Blended finance is being used to solve or correct market failures in financing; it has already mobilized $140 billion in capital toward sustainable development in developing countries. Blended finance is also being used as a tool to de-risk financial institutions’ business models associated with serving high-risk borrowers or investments with high-impact potential in terms of social inclusion or environmental sustainability. Development finance institutions, such as the U.S. Development Finance Corporation, have already started designing impact-related lending programs, such as those embracing the 2X Challenge criteria for gender inclusion, widely adopted by leading international development financing institutions.


Blended finance models, coupled with technical assistance, can improve financial inclusion by increasing lending to specific targeted projects, such as women-owned and youth-led enterprises, initiatives or projects.
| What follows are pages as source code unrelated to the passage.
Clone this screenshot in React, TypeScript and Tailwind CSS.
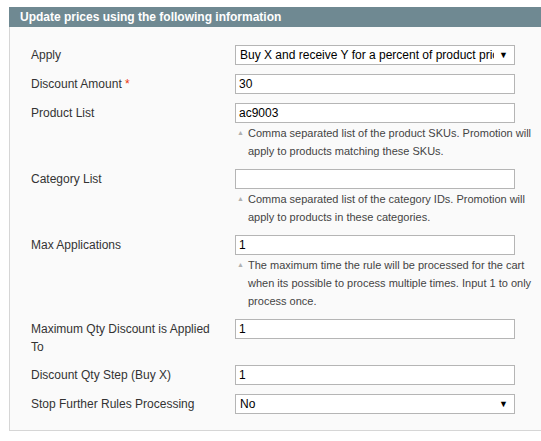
import React from "react";

type Row = {
  label: string;
  required?: boolean;
  kind: "input" | "select";
  value: string;
  note?: string;
};

const rows: Row[] = [
  {
    label: "Apply",
    kind: "select",
    value: "Buy X and receive Y for a percent of product price",
  },
  { label: "Discount Amount", required: true, kind: "input", value: "30" },
  {
    label: "Product List",
    kind: "input",
    value: "ac9003",
    note: "Comma separated list of the product SKUs. Promotion will apply to products matching these SKUs.",
  },
  {
    label: "Category List",
    kind: "input",
    value: "",
    note: "Comma separated list of the category IDs. Promotion will apply to products in these categories.",
  },
  {
    label: "Max Applications",
    kind: "input",
    value: "1",
    note: "The maximum time the rule will be processed for the cart when its possible to process multiple times. Input 1 to only process once.",
  },
  { label: "Maximum Qty Discount is Applied To", kind: "input", value: "1" },
  { label: "Discount Qty Step (Buy X)", kind: "input", value: "1" },
  { label: "Stop Further Rules Processing", kind: "select", value: "No" },
];

const Field: React.FC<{ row: Row }> = ({ row }) => {
  if (row.kind === "select") {
    return (
      <div className="flex h-[20px] w-[280px] items-center border border-[#b5b5b5] bg-white pl-[4px] pr-[6px]">
        <span className="flex-1 overflow-hidden whitespace-nowrap text-[12px] leading-[18px] text-black">
          {row.value}
        </span>
        <span className="ml-[5px] text-[9px] leading-none text-black">▼</span>
      </div>
    );
  }
  return (
    <div className="h-[20px] w-[280px] border border-[#b5b5b5] bg-white pl-[3px] text-[12px] leading-[18px] text-black">
      {row.value}
    </div>
  );
};

const App: React.FC = () => {
  return (
    <div
      className="h-[441px] w-[541px] overflow-hidden bg-white pt-[7px]"
      style={{ fontFamily: '"Liberation Sans", Arial, sans-serif' }}
    >
      <div className="ml-[9px] w-[560px]">
        <div className="h-[20px] bg-[#6f8992] pl-[11px] text-[12px] font-bold leading-[20px] text-white">
          Update prices using the following information
        </div>
        <div className="flex flex-col gap-[9px] border-b border-l border-[#d6d6d6] bg-[#fafafa] pb-[16px] pl-[21px] pt-[18px]">
          {rows.map((row) => (
            <div key={row.label} className="flex items-start">
              <div className="w-[204px] pr-[16px] pt-[1px] text-[12px] leading-[18px] text-[#333]">
                {row.label}
                {row.required && <span className="text-[#eb340a]"> *</span>}
              </div>
              <div className="flex flex-col">
                <Field row={row} />
                {row.note && (
                  <div className="flex pl-[2px] pt-[1px] text-[11px] leading-[18px] text-[#444]">
                    <span className="w-[11px] text-[7px] text-[#b0b0b0]">▲</span>
                    <span className="w-[285px]">{row.note}</span>
                  </div>
                )}
              </div>
            </div>
          ))}
        </div>
      </div>
    </div>
  );
};

export default App;
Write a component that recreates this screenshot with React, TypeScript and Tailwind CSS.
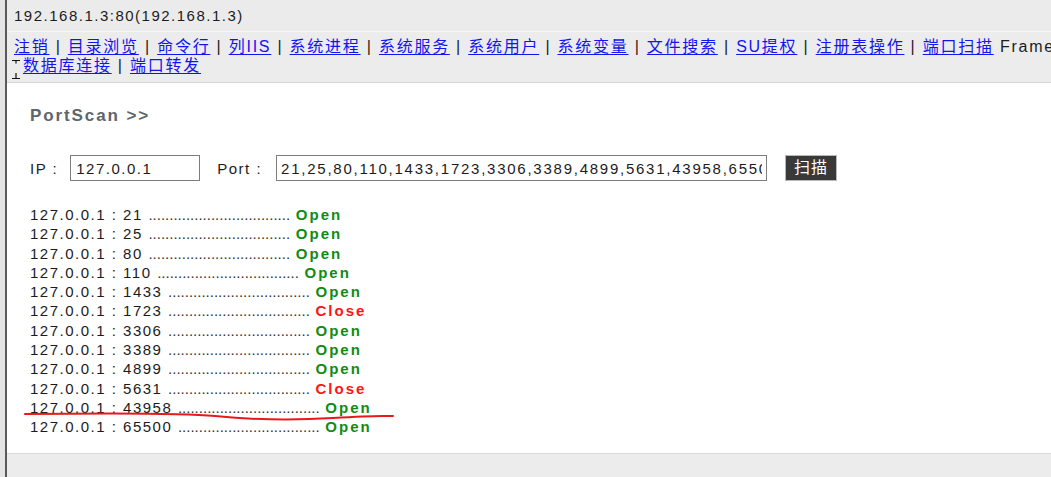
const navLinks = ['注销', '目录浏览', '命令行', '列IIS', '系统进程', '系统服务', '系统用户', '系统变量', '文件搜索', 'SU提权', '注册表操作', '端口扫描'];

const results: [string, 'Open' | 'Close'][] = [
  ['21', 'Open'],
  ['25', 'Open'],
  ['80', 'Open'],
  ['110', 'Open'],
  ['1433', 'Open'],
  ['1723', 'Close'],
  ['3306', 'Open'],
  ['3389', 'Open'],
  ['4899', 'Open'],
  ['5631', 'Close'],
  ['43958', 'Open'],
  ['65500', 'Open'],
];

const dots = '.'.repeat(34);

function NavLink({ label }: { label: string }) {
  return <a className="text-[#1414f0] underline underline-offset-[2px] decoration-[1px]">{label}</a>;
}

export default function App() {
  return (
    <div className="relative h-[477px] w-[1051px] overflow-hidden bg-[#e4e4e4] pl-[5px] font-['Liberation_Sans','Noto_Sans_CJK_SC',sans-serif] text-[15px] tracking-[1.5px] text-[#1c1c1c]">
      <div className="flex h-full flex-col border-l-2 border-[#5a5a5a]">
        {/* address bar */}
        <div className="h-[31px] shrink-0 bg-[#ebebeb] pl-[7px] leading-[31px]">192.168.1.3:80(192.168.1.3)</div>

        {/* menu */}
        <nav className="h-[52px] shrink-0 border-y border-t-[#f6f6f6] border-b-[#d6d6d6] bg-[#ececec] pl-[7px] pt-[5px] text-[16px] leading-[19px] tracking-[1.75px]">
          <div className="whitespace-nowrap">
            {navLinks.map((l, i) => (
              <span key={l}>
                {i > 0 && ' | '}
                <NavLink label={l} />
              </span>
            ))}
            <span> Frame</span>
          </div>
          <div className="whitespace-nowrap">
            <span className="mr-[3px] text-transparent">|</span>
            <NavLink label="数据库连接" /> | <NavLink label="端口转发" />
          </div>
        </nav>

        {/* content */}
        <main className="flex-1 bg-white pl-[23px] pt-[23px]">
          <h2 className="text-[17px] font-bold leading-[20px] tracking-[1.9px] text-[#5d666b]">PortScan &gt;&gt;</h2>

          <div className="mt-[29px] flex h-[26px] items-center">
            <span className="pt-[3px]">IP :</span>
            <input
              readOnly
              value="127.0.0.1"
              className="ml-[12px] h-[26px] w-[130px] border border-[#7d7d7d] bg-white px-[5px] text-[#1c1c1c] outline-none"
            />
            <span className="ml-[17px] pt-[3px]">Port :</span>
            <input
              readOnly
              value="21,25,80,110,1433,1723,3306,3389,4899,5631,43958,65500"
              className="ml-[14px] h-[26px] w-[491px] border border-[#7d7d7d] bg-white px-[4px] tracking-[1.75px] text-[#1c1c1c] outline-none"
            />
            <button className="ml-[18px] h-[26px] w-[52px] border border-[#b8b8b8] bg-[#393939] text-[16px] tracking-[1px] text-white">
              扫描
            </button>
          </div>

          <div className="mt-[24px] leading-[19.3px]">
            {results.map(([port, state]) => (
              <div key={port} className="whitespace-nowrap">
                127.0.0.1 : {port} <span className="tracking-normal text-[#333]">{dots}</span>{' '}
                <span className={state === 'Open' ? 'font-bold tracking-[2px] text-[#118b11]' : 'font-bold tracking-[2px] text-[#ff1414]'}>
                  {state}
                </span>
              </div>
            ))}
          </div>
        </main>

        <div className="h-[24px] shrink-0 border-t border-[#dadada] bg-[#ececec]" />
      </div>

      {/* text cursor caught in the shot */}
      <svg className="pointer-events-none absolute left-0 top-0" width="30" height="90" viewBox="0 0 30 90">
        <path d="M12 60.5H20M16 60.5V63.5M16 73V78.5M12 78.5H20" stroke="#111" strokeWidth="1.2" fill="none" />
      </svg>

      {/* red marker line */}
      <svg className="pointer-events-none absolute left-0 top-0" width="1051" height="477" viewBox="0 0 1051 477">
        <path
          d="M25 414 C 110 413, 185 413, 215 416 S 285 421, 333 418 S 380 416, 393 416"
          stroke="#e8181c"
          strokeWidth="2"
          fill="none"
          strokeLinecap="round"
        />
      </svg>
    </div>
  );
}
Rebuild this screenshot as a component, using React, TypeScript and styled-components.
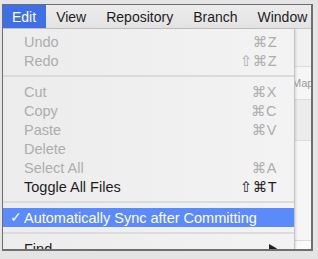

Data-driven, innovative finance solutions


The use of data-driven, innovative finance solutions to inform the design and use of public and private financing can help address some of the global financing challenges being faced by youth and other marginalized groups. The key to the success and adoption of the USAID Private Sector Engagement for Youth goal, “develop an implementation model that can be taken to scale,” will be based on documenting evidence that can serve to attract more private capital into the youth access to finance space — a data-driven approach to designing youth access to finance solutions for building a thriving and inclusive marketplace. To ensure the effectiveness and efficiency of blended finance tools, there is a need to engage investors and other key stakeholders of the targeted markets.